=== COLLECTED MATERIAL ===

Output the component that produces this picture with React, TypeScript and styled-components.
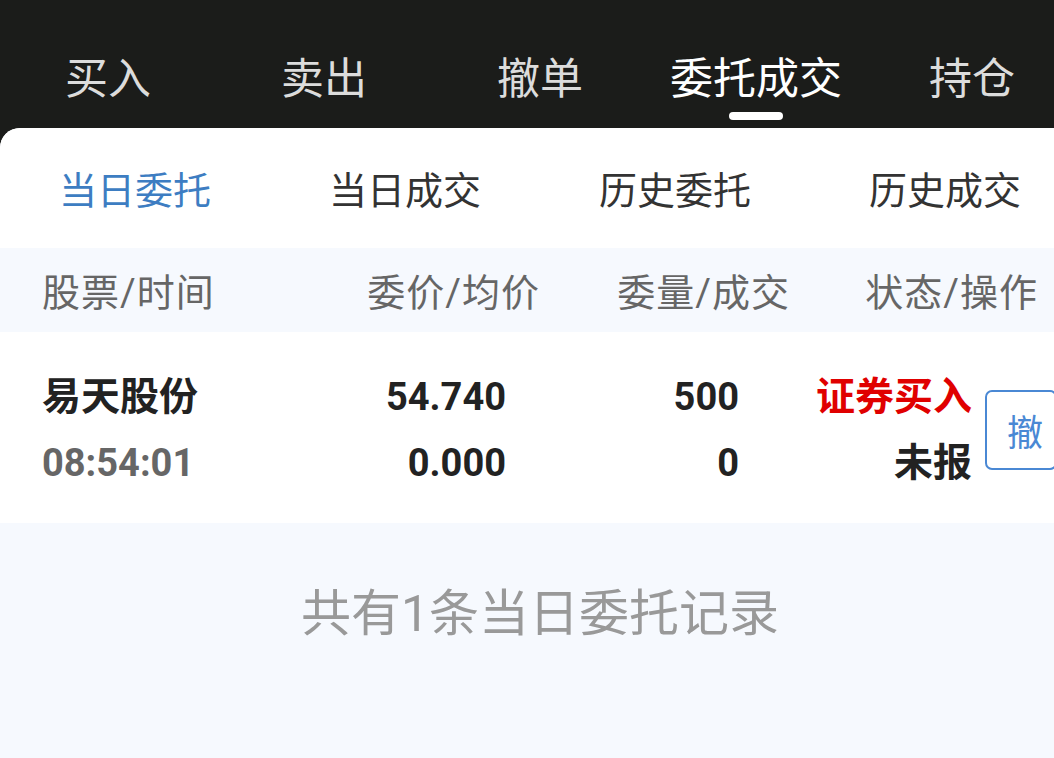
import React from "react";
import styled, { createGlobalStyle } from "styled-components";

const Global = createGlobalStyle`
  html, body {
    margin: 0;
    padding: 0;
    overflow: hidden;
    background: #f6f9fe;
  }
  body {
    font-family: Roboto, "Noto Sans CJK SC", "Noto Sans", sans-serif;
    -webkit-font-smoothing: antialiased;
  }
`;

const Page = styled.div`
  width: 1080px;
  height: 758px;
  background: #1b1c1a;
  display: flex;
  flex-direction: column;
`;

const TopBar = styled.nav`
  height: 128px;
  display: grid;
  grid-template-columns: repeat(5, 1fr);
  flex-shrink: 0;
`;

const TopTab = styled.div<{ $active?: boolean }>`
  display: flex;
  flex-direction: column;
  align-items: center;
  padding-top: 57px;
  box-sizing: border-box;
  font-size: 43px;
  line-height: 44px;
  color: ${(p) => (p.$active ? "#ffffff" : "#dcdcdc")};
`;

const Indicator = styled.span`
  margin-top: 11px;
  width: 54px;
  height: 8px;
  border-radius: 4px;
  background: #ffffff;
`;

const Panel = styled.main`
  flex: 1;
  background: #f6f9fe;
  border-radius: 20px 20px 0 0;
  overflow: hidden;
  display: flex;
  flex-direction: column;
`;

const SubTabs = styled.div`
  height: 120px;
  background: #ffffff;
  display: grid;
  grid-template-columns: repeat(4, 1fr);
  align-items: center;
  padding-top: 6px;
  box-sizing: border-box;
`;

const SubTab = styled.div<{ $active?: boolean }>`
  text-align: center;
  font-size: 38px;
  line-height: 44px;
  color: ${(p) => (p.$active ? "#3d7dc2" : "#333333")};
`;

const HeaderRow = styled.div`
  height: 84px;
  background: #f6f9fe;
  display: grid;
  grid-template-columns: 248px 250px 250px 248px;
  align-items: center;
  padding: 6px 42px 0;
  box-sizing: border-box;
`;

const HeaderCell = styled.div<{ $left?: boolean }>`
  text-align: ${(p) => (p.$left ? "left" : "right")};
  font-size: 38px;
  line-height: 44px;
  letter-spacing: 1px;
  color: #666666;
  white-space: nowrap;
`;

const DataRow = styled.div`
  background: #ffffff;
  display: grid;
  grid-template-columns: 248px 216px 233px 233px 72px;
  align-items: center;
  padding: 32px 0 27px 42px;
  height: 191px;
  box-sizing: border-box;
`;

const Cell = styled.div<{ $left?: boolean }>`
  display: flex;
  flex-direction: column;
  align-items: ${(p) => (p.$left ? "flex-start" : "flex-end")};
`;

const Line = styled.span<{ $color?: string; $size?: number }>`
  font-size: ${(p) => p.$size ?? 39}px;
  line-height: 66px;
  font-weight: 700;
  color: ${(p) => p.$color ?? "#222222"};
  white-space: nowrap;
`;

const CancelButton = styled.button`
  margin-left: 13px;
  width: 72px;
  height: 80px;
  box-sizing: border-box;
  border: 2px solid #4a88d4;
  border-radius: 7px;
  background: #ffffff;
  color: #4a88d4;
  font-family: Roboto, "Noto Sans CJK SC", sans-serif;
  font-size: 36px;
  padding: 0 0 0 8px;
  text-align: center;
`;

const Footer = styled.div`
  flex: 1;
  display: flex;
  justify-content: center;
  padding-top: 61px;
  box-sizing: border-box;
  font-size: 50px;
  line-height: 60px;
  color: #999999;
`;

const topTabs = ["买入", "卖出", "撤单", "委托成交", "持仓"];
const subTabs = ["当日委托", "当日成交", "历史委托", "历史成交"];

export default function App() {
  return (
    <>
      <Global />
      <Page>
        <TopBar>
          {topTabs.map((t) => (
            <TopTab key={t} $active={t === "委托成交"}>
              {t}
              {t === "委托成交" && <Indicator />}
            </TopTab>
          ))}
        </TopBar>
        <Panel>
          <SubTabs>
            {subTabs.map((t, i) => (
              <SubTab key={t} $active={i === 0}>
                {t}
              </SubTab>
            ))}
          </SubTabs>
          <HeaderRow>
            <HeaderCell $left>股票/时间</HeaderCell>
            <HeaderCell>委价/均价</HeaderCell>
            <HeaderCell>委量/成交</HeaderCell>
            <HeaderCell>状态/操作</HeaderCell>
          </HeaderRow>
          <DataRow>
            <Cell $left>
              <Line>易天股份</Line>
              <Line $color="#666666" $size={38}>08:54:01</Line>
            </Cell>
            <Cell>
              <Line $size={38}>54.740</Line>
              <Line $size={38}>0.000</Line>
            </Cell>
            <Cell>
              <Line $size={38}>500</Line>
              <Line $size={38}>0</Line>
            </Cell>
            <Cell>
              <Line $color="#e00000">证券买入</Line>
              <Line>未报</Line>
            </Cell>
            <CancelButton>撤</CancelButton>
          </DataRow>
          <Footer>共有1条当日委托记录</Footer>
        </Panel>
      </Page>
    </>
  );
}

=== YOUR OBJECTIVE ===
Retype the data above exactly; pictures are not part of the copy.

=== EXERCISE RESPONSE ===
Output the component that produces this picture with React, TypeScript and styled-components.
import React from "react";
import styled, { createGlobalStyle } from "styled-components";

const Global = createGlobalStyle`
  html, body {
    margin: 0;
    padding: 0;
    overflow: hidden;
    background: #f6f9fe;
  }
  body {
    font-family: Roboto, "Noto Sans CJK SC", "Noto Sans", sans-serif;
    -webkit-font-smoothing: antialiased;
  }
`;

const Page = styled.div`
  width: 1080px;
  height: 758px;
  background: #1b1c1a;
  display: flex;
  flex-direction: column;
`;

const TopBar = styled.nav`
  height: 128px;
  display: grid;
  grid-template-columns: repeat(5, 1fr);
  flex-shrink: 0;
`;

const TopTab = styled.div<{ $active?: boolean }>`
  display: flex;
  flex-direction: column;
  align-items: center;
  padding-top: 57px;
  box-sizing: border-box;
  font-size: 43px;
  line-height: 44px;
  color: ${(p) => (p.$active ? "#ffffff" : "#dcdcdc")};
`;

const Indicator = styled.span`
  margin-top: 11px;
  width: 54px;
  height: 8px;
  border-radius: 4px;
  background: #ffffff;
`;

const Panel = styled.main`
  flex: 1;
  background: #f6f9fe;
  border-radius: 20px 20px 0 0;
  overflow: hidden;
  display: flex;
  flex-direction: column;
`;

const SubTabs = styled.div`
  height: 120px;
  background: #ffffff;
  display: grid;
  grid-template-columns: repeat(4, 1fr);
  align-items: center;
  padding-top: 6px;
  box-sizing: border-box;
`;

const SubTab = styled.div<{ $active?: boolean }>`
  text-align: center;
  font-size: 38px;
  line-height: 44px;
  color: ${(p) => (p.$active ? "#3d7dc2" : "#333333")};
`;

const HeaderRow = styled.div`
  height: 84px;
  background: #f6f9fe;
  display: grid;
  grid-template-columns: 248px 250px 250px 248px;
  align-items: center;
  padding: 6px 42px 0;
  box-sizing: border-box;
`;

const HeaderCell = styled.div<{ $left?: boolean }>`
  text-align: ${(p) => (p.$left ? "left" : "right")};
  font-size: 38px;
  line-height: 44px;
  letter-spacing: 1px;
  color: #666666;
  white-space: nowrap;
`;

const DataRow = styled.div`
  background: #ffffff;
  display: grid;
  grid-template-columns: 248px 216px 233px 233px 72px;
  align-items: center;
  padding: 32px 0 27px 42px;
  height: 191px;
  box-sizing: border-box;
`;

const Cell = styled.div<{ $left?: boolean }>`
  display: flex;
  flex-direction: column;
  align-items: ${(p) => (p.$left ? "flex-start" : "flex-end")};
`;

const Line = styled.span<{ $color?: string; $size?: number }>`
  font-size: ${(p) => p.$size ?? 39}px;
  line-height: 66px;
  font-weight: 700;
  color: ${(p) => p.$color ?? "#222222"};
  white-space: nowrap;
`;

const CancelButton = styled.button`
  margin-left: 13px;
  width: 72px;
  height: 80px;
  box-sizing: border-box;
  border: 2px solid #4a88d4;
  border-radius: 7px;
  background: #ffffff;
  color: #4a88d4;
  font-family: Roboto, "Noto Sans CJK SC", sans-serif;
  font-size: 36px;
  padding: 0 0 0 8px;
  text-align: center;
`;

const Footer = styled.div`
  flex: 1;
  display: flex;
  justify-content: center;
  padding-top: 61px;
  box-sizing: border-box;
  font-size: 50px;
  line-height: 60px;
  color: #999999;
`;

const topTabs = ["买入", "卖出", "撤单", "委托成交", "持仓"];
const subTabs = ["当日委托", "当日成交", "历史委托", "历史成交"];

export default function App() {
  return (
    <>
      <Global />
      <Page>
        <TopBar>
          {topTabs.map((t) => (
            <TopTab key={t} $active={t === "委托成交"}>
              {t}
              {t === "委托成交" && <Indicator />}
            </TopTab>
          ))}
        </TopBar>
        <Panel>
          <SubTabs>
            {subTabs.map((t, i) => (
              <SubTab key={t} $active={i === 0}>
                {t}
              </SubTab>
            ))}
          </SubTabs>
          <HeaderRow>
            <HeaderCell $left>股票/时间</HeaderCell>
            <HeaderCell>委价/均价</HeaderCell>
            <HeaderCell>委量/成交</HeaderCell>
            <HeaderCell>状态/操作</HeaderCell>
          </HeaderRow>
          <DataRow>
            <Cell $left>
              <Line>易天股份</Line>
              <Line $color="#666666" $size={38}>08:54:01</Line>
            </Cell>
            <Cell>
              <Line $size={38}>54.740</Line>
              <Line $size={38}>0.000</Line>
            </Cell>
            <Cell>
              <Line $size={38}>500</Line>
              <Line $size={38}>0</Line>
            </Cell>
            <Cell>
              <Line $color="#e00000">证券买入</Line>
              <Line>未报</Line>
            </Cell>
            <CancelButton>撤</CancelButton>
          </DataRow>
          <Footer>共有1条当日委托记录</Footer>
        </Panel>
      </Page>
    </>
  );
}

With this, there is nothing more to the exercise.